### Work required
From the entries below, extract every line that includes the word "screenshot".

### The data
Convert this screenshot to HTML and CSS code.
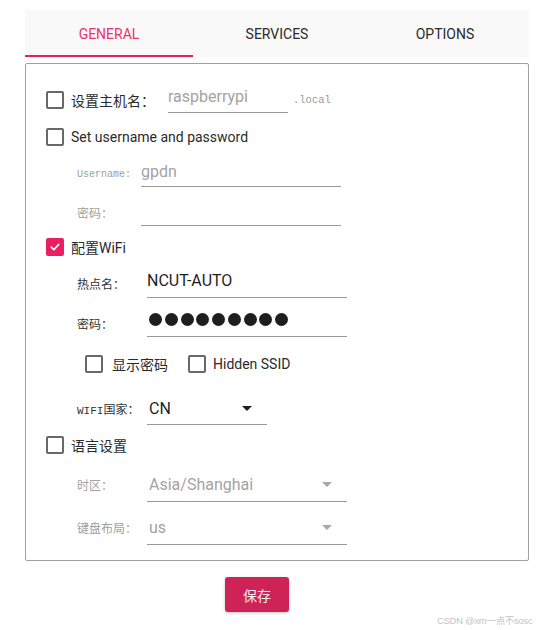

--

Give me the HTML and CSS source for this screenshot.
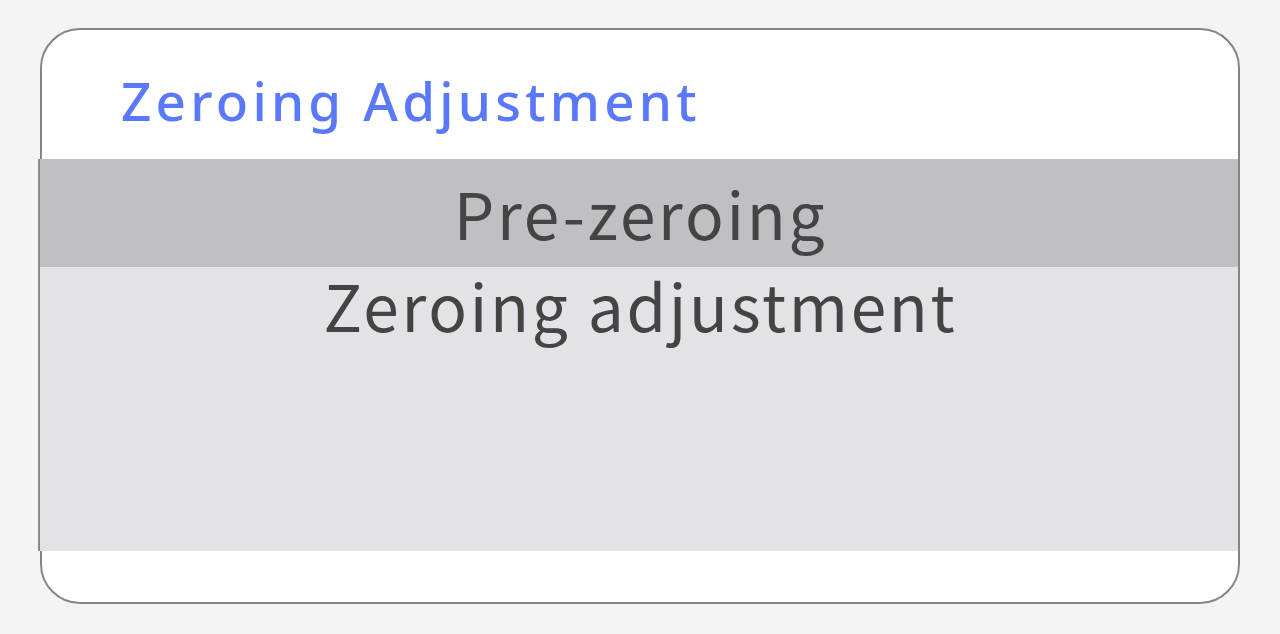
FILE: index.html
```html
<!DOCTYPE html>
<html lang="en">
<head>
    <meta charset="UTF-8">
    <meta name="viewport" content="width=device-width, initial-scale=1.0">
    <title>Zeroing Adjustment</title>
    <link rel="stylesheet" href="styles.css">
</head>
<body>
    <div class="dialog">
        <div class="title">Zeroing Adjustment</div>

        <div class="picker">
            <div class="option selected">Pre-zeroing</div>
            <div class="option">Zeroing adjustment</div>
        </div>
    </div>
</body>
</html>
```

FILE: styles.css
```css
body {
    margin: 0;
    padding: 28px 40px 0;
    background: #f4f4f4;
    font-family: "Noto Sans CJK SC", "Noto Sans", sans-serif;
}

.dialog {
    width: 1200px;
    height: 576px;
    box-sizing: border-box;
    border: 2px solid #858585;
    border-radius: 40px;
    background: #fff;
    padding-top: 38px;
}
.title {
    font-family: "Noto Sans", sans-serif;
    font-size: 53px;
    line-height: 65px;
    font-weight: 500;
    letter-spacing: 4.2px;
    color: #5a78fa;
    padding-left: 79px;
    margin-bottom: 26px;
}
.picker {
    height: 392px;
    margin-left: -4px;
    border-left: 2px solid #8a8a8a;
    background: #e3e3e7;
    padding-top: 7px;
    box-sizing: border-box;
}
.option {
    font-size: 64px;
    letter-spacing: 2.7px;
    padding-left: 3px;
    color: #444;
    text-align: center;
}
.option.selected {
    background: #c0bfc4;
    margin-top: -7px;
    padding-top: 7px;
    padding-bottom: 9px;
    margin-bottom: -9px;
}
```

--

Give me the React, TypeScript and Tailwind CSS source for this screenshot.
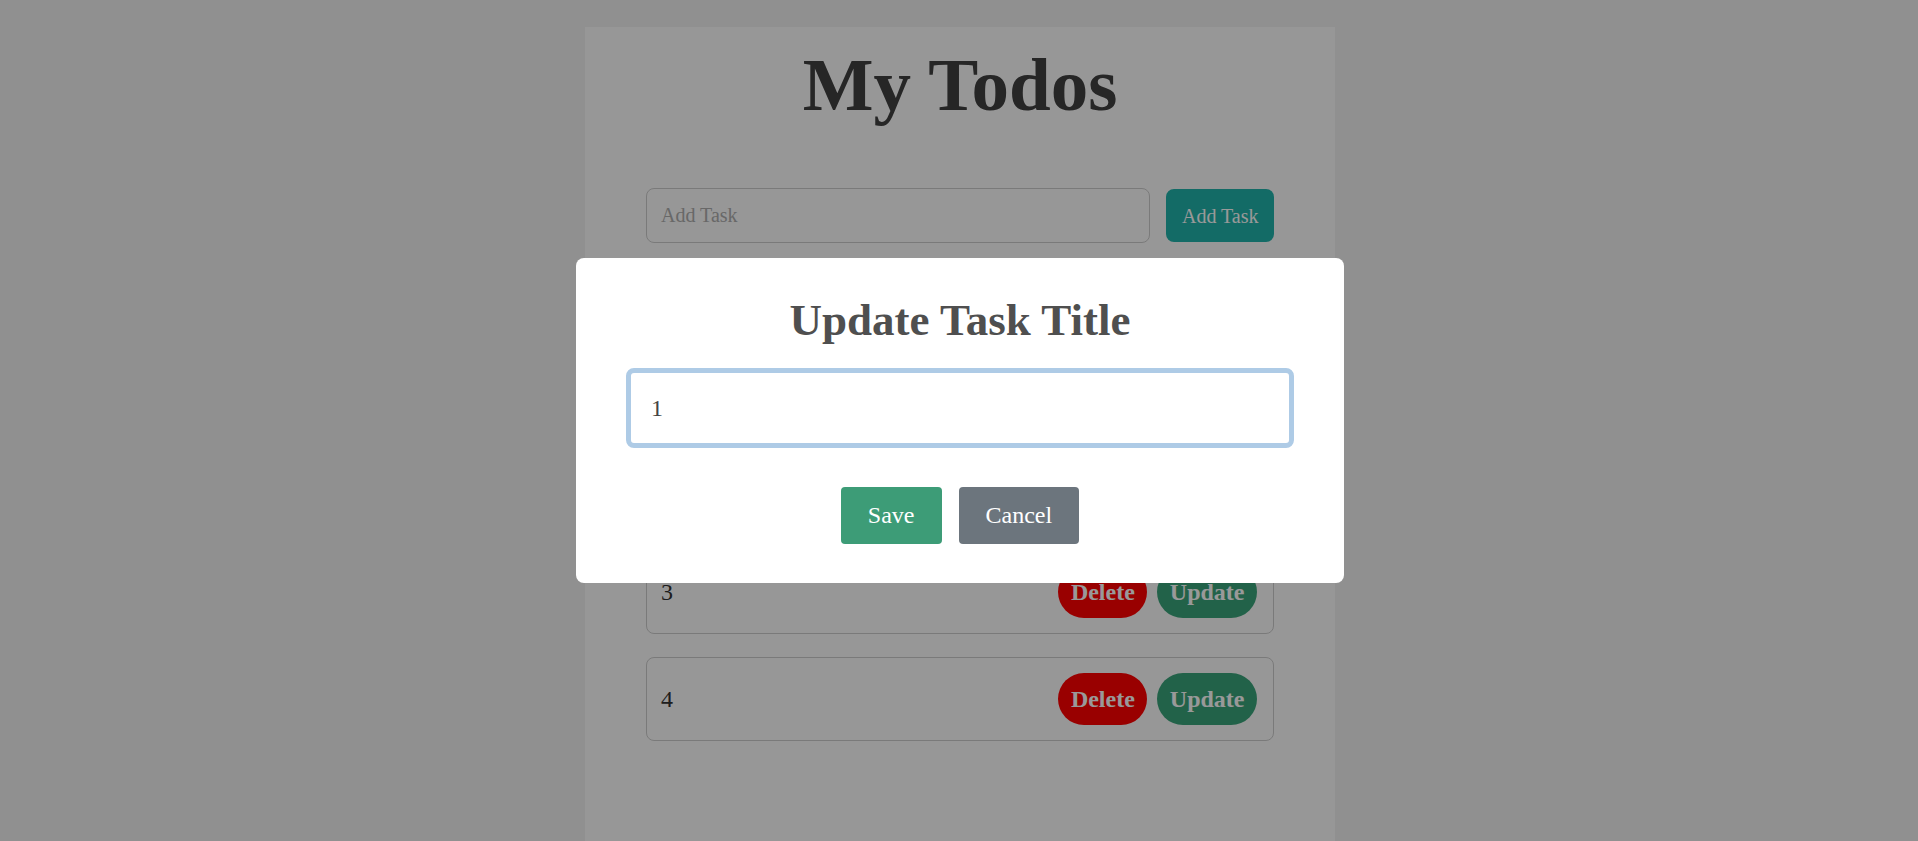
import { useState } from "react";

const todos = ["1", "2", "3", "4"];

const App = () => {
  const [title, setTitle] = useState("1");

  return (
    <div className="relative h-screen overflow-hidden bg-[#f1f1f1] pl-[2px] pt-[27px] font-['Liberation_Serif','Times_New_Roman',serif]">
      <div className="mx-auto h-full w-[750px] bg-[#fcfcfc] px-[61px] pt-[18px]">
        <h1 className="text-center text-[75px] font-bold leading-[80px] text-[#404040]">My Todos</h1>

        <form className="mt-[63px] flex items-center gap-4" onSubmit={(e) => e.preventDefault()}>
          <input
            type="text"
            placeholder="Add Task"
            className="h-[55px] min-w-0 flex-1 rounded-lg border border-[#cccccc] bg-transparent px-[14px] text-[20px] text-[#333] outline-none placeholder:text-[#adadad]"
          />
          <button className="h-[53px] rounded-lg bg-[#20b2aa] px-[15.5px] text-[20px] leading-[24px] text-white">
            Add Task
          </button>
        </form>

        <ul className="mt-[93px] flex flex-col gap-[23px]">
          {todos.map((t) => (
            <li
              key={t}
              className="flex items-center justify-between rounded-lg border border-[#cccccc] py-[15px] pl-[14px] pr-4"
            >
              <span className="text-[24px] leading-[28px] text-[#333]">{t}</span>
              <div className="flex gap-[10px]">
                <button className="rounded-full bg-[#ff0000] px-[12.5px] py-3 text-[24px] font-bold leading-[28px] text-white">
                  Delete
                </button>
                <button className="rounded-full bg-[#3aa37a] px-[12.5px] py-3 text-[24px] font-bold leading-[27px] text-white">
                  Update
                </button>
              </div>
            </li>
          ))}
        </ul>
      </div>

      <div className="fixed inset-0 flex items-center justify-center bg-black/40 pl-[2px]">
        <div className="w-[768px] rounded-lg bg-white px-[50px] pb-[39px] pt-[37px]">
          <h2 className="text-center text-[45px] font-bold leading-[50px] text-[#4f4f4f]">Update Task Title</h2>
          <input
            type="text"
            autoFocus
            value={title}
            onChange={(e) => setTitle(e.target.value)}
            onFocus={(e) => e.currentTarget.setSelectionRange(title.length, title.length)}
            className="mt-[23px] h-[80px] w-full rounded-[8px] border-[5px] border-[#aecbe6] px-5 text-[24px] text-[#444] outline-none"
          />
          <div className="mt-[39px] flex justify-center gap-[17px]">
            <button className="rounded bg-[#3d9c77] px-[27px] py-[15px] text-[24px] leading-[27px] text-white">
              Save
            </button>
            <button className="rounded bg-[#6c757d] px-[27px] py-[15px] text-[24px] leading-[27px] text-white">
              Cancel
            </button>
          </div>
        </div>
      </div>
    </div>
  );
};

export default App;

### Full output
Convert this screenshot to HTML and CSS code.
Give me the HTML and CSS source for this screenshot.
Give me the React, TypeScript and Tailwind CSS source for this screenshot.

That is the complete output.